Oops.  Got carried away there, on my mom’s train of thought.  Her spoken stream of consciousness, or lack thereof, begins at 7am—right after my ayurvedic warm oil massage, tantric sex breathing, yoga…and delightful, aromatic, excessively long shower, which one would think would be adequate preparation for the onslaught.  To be able to live through that constant monologue for a week and not stab myself in the head with a fork, or perhaps more therapeutic but even more offensive to my mother, lie on the kitchen floor on my back and yell help at the top of my lungs—has anyone ever done that right in the middle of a frustrating interpersonal moment?  I mean, since they were a two year old?  It might provide a powerful energy shift…which is all that is actually needed, right?

Interpersonal moment.  That is the key word…the level of interpersonal moment my mother is willing to engage in ludicrously unsatisfying.  Mostly I just tune out, like the long-frustrated husband in the movies who turns his hearing aid down, saying the occasional, “Yes!” when appropriate.  But there are moments when I want to say to her face:  “You’re not home!”  She already thinks I’m super, super weird, so…what can I lose?  She can disown me and it actually might be BETTER.  Like when David said he was going to divorce Janet a few weeks ago, dropped the bomb, she was devastated, and now their relationship has never been better.  The sex is more satisfying than ever.  Suggesting a “divorce” might be just the key to unlock the appalled state I get into in my mother’s presence.  I walk around the house going, wow, this is really who she IS?  Is she really this afraid of silence?  How can she not know her thoughts, her state of judgment, her need to plan compulsively, are making her miserable and affecting her level of sanity?  Well, but she knows…she has asked me why she isn’t happy, and I have told her.

Can I get out of judgment that she’s in judgment?  Maybe, if she wouldn’t verbalize every judgment.  Maybe at the next visit.  Which she’s already talking about, planning.  I am feeling pretty much like if we never saw each other again, it would be fine.  I will not die wishing I had tried harder to have a relationship with her.
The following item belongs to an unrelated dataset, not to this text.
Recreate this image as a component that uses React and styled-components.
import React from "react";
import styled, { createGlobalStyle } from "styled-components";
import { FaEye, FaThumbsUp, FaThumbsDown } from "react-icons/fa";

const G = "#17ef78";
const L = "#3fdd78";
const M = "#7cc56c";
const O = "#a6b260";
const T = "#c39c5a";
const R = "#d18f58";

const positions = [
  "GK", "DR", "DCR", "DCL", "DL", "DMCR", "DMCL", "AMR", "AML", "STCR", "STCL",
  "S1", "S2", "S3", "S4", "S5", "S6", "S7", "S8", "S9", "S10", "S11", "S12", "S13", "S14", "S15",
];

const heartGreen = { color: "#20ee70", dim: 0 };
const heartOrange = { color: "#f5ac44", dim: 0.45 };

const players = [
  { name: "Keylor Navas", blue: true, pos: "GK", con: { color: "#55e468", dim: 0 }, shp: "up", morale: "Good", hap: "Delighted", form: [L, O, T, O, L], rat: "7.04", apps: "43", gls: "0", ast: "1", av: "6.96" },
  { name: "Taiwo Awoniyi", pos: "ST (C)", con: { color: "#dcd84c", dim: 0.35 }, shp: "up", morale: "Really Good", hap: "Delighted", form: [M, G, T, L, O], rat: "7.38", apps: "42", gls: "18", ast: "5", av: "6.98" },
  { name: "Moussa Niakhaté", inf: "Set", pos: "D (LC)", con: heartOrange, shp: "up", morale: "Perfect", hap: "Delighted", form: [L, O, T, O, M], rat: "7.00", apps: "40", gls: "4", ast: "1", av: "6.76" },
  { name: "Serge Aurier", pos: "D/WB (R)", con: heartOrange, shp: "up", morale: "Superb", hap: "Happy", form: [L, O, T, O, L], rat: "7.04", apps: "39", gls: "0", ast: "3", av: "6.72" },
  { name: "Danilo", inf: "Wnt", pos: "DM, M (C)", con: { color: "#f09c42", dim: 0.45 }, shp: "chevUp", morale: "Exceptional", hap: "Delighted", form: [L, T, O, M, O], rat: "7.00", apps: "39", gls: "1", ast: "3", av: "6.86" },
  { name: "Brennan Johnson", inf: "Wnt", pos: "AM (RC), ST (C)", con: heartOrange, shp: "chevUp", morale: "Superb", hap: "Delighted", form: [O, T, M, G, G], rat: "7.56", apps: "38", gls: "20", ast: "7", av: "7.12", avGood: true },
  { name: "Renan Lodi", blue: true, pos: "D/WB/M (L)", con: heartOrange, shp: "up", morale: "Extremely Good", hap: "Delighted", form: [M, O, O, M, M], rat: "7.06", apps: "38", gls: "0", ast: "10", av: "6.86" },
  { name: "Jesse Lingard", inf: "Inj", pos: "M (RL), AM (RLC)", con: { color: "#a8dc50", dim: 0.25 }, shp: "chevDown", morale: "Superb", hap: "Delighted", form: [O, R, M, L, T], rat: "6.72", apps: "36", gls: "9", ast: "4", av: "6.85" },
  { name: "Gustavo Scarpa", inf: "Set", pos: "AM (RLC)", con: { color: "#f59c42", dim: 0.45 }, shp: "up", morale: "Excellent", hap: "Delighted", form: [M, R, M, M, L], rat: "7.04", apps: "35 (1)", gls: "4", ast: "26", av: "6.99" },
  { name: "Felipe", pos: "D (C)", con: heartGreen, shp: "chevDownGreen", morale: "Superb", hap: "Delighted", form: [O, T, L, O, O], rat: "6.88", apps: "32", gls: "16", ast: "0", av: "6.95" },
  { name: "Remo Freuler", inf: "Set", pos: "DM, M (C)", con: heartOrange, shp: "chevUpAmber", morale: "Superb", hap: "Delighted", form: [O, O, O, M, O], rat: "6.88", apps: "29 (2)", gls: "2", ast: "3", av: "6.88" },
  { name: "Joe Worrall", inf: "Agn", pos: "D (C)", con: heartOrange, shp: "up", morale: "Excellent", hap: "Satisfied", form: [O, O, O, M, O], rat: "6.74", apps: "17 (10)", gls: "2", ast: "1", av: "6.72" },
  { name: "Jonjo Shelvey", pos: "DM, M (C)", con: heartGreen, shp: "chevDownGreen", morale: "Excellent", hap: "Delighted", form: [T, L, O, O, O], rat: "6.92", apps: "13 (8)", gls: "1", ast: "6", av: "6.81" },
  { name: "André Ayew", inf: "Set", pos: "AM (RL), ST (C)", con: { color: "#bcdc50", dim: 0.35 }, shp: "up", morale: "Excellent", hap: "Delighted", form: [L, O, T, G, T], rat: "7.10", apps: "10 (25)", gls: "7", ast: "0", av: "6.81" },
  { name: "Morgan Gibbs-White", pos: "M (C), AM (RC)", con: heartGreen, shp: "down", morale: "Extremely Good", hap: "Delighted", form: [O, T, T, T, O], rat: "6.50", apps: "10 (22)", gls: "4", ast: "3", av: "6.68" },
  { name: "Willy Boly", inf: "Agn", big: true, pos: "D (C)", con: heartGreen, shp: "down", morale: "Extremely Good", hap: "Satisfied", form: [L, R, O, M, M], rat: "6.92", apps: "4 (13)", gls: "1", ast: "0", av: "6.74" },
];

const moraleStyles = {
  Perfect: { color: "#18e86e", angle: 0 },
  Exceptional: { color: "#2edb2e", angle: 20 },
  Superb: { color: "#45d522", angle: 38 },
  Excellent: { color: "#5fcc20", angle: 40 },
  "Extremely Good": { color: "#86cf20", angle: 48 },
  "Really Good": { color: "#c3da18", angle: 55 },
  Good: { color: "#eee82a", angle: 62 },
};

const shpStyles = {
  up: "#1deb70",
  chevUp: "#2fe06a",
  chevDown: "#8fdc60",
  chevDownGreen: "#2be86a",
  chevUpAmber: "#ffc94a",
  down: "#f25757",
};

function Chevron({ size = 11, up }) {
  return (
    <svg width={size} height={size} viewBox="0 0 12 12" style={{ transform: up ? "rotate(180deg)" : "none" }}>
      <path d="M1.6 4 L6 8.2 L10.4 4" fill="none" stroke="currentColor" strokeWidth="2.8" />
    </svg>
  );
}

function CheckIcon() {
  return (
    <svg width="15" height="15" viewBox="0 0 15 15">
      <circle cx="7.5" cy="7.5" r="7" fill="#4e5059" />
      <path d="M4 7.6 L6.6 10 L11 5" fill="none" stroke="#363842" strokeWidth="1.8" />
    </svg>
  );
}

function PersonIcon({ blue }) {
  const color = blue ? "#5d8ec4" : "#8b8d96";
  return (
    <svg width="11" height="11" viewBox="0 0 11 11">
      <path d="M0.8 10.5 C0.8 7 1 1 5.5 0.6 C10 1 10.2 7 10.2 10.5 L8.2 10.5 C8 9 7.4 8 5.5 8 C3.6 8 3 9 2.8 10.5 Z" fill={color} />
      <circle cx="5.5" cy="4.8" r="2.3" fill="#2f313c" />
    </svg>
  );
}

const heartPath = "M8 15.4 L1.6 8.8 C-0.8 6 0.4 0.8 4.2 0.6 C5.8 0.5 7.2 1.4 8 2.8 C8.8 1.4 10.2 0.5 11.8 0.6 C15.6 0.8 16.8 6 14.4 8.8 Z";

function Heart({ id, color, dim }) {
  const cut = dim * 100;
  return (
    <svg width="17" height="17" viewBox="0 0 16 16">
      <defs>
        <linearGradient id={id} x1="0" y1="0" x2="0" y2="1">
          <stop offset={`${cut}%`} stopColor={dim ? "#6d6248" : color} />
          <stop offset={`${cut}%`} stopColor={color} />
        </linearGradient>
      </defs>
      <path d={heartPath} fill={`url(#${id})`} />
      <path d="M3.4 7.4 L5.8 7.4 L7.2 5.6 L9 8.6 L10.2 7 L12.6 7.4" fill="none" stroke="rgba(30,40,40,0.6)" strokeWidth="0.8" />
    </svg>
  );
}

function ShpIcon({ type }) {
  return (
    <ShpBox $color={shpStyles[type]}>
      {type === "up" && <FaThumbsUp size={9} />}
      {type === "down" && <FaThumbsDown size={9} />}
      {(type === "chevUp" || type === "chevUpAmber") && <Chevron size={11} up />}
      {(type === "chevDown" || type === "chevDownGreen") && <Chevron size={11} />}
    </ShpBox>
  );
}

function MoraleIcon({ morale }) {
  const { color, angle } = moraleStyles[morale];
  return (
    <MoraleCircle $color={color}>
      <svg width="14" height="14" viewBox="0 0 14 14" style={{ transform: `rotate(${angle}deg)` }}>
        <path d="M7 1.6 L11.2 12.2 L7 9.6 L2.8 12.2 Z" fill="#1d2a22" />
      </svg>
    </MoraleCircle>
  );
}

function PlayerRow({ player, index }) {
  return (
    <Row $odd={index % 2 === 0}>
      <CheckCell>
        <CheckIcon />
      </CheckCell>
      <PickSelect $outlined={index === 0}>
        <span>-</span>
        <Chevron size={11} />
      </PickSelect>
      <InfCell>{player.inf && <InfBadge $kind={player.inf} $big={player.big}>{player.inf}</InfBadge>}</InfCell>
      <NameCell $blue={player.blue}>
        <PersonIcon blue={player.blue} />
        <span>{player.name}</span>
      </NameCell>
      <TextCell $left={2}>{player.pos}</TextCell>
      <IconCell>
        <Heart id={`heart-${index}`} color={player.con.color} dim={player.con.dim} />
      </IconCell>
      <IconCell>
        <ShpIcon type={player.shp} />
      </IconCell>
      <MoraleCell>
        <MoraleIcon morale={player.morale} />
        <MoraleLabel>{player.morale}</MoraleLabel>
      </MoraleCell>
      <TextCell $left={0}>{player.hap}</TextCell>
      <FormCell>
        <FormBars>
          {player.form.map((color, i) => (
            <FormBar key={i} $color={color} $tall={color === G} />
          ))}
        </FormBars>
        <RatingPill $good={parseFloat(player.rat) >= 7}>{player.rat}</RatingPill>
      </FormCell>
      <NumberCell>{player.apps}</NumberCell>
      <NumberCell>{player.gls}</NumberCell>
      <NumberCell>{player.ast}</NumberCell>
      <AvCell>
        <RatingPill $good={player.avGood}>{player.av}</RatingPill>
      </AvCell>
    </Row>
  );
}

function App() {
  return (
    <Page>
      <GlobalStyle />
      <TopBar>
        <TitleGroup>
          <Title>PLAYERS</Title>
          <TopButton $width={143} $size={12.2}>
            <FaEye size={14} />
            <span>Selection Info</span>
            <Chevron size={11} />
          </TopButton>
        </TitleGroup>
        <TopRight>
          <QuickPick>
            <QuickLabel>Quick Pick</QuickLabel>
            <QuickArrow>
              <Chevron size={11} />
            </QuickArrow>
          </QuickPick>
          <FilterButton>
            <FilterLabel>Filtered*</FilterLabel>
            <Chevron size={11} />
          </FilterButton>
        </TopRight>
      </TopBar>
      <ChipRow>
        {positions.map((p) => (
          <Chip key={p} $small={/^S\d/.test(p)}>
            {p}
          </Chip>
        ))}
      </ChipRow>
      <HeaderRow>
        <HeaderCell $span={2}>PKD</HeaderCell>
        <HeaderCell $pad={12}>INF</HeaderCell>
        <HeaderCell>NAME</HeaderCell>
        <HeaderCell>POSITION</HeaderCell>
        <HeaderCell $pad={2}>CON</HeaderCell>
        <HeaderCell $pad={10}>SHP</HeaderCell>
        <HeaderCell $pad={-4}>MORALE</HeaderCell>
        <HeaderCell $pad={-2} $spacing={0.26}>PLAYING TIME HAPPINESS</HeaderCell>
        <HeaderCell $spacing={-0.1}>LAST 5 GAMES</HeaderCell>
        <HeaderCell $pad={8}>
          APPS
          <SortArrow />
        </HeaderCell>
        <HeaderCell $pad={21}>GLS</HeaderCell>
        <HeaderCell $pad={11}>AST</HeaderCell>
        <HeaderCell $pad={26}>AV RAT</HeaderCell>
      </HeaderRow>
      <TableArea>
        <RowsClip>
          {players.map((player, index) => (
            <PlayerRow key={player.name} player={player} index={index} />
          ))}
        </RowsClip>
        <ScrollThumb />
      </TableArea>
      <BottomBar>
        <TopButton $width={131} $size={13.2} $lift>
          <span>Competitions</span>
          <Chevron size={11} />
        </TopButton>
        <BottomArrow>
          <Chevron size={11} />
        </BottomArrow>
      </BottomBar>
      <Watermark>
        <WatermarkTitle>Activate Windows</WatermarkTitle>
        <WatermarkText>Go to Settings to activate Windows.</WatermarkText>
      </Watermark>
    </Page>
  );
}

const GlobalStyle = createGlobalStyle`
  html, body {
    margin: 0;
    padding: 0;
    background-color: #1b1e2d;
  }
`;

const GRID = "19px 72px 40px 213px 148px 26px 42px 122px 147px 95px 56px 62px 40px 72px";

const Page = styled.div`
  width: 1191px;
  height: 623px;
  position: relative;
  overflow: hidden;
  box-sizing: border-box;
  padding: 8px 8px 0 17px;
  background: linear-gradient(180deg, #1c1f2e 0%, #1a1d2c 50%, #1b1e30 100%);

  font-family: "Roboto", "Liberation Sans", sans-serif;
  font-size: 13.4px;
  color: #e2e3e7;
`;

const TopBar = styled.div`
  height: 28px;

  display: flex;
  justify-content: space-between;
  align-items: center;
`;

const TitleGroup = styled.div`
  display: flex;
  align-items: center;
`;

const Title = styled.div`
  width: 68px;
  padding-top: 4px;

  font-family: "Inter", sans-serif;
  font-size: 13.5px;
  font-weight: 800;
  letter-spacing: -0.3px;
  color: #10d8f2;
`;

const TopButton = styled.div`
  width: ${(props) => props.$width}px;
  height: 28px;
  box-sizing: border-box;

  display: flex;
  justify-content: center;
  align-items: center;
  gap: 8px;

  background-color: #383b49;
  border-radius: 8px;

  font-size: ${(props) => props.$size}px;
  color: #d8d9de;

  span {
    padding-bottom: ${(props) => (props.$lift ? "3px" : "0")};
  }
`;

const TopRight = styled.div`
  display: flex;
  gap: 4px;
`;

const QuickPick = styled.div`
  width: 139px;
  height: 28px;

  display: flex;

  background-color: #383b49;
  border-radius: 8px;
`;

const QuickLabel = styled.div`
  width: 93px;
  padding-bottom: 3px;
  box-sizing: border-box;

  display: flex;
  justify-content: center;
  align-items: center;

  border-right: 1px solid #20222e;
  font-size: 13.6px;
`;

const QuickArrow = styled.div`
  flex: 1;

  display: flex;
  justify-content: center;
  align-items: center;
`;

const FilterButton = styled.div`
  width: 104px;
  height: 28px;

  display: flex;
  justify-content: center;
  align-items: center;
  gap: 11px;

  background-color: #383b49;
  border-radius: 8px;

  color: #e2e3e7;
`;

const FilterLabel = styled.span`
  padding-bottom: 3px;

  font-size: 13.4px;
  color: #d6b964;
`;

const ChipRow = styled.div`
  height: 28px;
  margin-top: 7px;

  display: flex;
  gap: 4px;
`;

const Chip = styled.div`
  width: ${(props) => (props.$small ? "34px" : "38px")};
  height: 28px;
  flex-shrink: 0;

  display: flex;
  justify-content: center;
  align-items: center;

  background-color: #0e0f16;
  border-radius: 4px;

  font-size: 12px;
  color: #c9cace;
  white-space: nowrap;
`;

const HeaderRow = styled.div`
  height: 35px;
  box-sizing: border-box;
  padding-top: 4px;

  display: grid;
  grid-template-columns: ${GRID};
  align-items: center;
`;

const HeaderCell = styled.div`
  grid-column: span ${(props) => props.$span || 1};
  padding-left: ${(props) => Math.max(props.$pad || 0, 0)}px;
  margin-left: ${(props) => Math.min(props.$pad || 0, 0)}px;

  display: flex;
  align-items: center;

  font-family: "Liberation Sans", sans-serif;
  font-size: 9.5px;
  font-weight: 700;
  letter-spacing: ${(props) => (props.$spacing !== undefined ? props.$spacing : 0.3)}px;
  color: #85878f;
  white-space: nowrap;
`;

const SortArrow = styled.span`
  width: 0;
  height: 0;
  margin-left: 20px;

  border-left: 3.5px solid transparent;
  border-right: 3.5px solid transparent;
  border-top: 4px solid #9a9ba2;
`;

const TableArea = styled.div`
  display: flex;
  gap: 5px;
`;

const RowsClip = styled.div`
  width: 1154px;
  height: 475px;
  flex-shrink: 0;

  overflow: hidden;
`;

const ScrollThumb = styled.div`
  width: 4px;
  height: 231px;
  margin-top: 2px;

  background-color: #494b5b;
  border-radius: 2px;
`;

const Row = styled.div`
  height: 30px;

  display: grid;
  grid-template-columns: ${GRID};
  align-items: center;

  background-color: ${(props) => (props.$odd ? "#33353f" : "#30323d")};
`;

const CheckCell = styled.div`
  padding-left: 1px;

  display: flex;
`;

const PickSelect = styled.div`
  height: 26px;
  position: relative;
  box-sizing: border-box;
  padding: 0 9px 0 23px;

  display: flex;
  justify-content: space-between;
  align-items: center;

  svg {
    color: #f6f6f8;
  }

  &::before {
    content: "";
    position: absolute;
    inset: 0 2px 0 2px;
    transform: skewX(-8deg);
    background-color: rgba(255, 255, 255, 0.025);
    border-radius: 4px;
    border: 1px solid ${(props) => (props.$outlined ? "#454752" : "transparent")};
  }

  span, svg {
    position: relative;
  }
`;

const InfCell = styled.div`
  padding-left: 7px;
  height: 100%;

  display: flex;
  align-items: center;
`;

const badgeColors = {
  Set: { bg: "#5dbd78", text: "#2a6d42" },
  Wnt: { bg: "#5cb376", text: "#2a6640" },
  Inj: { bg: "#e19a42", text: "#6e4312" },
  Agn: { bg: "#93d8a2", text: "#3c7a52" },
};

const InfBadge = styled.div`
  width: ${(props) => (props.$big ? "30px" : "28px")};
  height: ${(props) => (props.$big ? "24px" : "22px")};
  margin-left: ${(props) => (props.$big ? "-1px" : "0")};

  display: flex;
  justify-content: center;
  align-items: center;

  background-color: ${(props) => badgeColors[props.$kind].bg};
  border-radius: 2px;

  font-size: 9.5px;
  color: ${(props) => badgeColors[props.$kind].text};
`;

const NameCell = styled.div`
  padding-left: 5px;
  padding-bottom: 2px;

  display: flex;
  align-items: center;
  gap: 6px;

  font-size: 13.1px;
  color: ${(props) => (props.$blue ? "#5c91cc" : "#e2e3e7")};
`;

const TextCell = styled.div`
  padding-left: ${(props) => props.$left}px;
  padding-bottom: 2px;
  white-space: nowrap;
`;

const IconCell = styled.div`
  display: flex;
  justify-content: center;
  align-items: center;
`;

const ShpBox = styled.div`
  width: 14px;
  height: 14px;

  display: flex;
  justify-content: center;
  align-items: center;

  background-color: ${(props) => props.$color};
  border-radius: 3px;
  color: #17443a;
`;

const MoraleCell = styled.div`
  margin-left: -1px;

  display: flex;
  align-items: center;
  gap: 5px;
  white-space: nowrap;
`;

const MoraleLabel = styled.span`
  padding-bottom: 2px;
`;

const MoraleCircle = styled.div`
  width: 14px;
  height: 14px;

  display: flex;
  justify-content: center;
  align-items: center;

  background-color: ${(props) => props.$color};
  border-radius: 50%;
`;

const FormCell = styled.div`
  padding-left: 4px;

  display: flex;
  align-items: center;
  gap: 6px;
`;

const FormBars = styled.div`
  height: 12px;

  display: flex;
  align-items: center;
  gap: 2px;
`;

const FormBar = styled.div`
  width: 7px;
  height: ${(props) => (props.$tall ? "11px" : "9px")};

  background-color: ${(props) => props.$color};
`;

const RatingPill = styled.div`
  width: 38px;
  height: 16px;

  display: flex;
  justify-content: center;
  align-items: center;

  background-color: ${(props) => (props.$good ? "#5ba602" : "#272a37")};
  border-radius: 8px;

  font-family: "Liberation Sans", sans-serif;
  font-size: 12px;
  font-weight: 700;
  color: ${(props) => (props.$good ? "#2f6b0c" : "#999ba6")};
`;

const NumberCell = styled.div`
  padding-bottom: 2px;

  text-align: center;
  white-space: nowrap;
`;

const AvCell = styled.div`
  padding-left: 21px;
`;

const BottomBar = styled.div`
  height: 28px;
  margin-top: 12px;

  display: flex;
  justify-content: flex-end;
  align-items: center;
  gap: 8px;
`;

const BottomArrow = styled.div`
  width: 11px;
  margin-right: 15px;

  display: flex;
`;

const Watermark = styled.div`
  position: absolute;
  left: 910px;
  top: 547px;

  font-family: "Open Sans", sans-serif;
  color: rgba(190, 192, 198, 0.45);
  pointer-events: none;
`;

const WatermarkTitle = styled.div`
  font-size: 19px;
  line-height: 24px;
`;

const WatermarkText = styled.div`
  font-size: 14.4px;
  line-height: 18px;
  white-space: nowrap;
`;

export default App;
Or will I?  It is not my responsibility to heal my mother.  I learned that, decades ago, when I tried to get her into an AA meeting—or anywhere close.  I can’t heal her.  And she is not going see me, if she’s looking through a lens of judgment—and she is not going to allow me to lead her into a more positive state, even though she has, on occasion, asked me to. 

My instinct is to…try.  Just my very presence, I am told by yoga clients, is healing to be around.  I would assume SOMETHING about me would rub off on my mom.  But it does not seem imminent.  Instead, she rubs off on me and I compress.  She has declared, “This is who I am, and I can’t change.”  She is very invested in clinging to the state of mind that makes her unhappy.  And we seem to polarize each other.  Because I sure don’t feel like my expanded self around her.  My experience last week is that at the most, we average each other out, me going numb and she… maybe avoiding voicing some of the more graphic fears that she might normally put into words.


Even knowing that with every fiber of my being, when my mom is talking about how much worse the world is getting and how she will never change, there is a polarizing affect that feels like I so strongly don’t want to enter her world, that I can’t fully inhabit mine.  It’s just energy.  But it doesn’t feel safe to FEEL around her.  So the full bloom of my happiness is stunted in her presence.  And I take full responsibility for that. 

*Nine years later, looking at this blog, I have a wealth of compassion for myself, as well as for her, because after my mother's death I see very clearly her incapacity to be happy or to sustain a deep and loving relationship.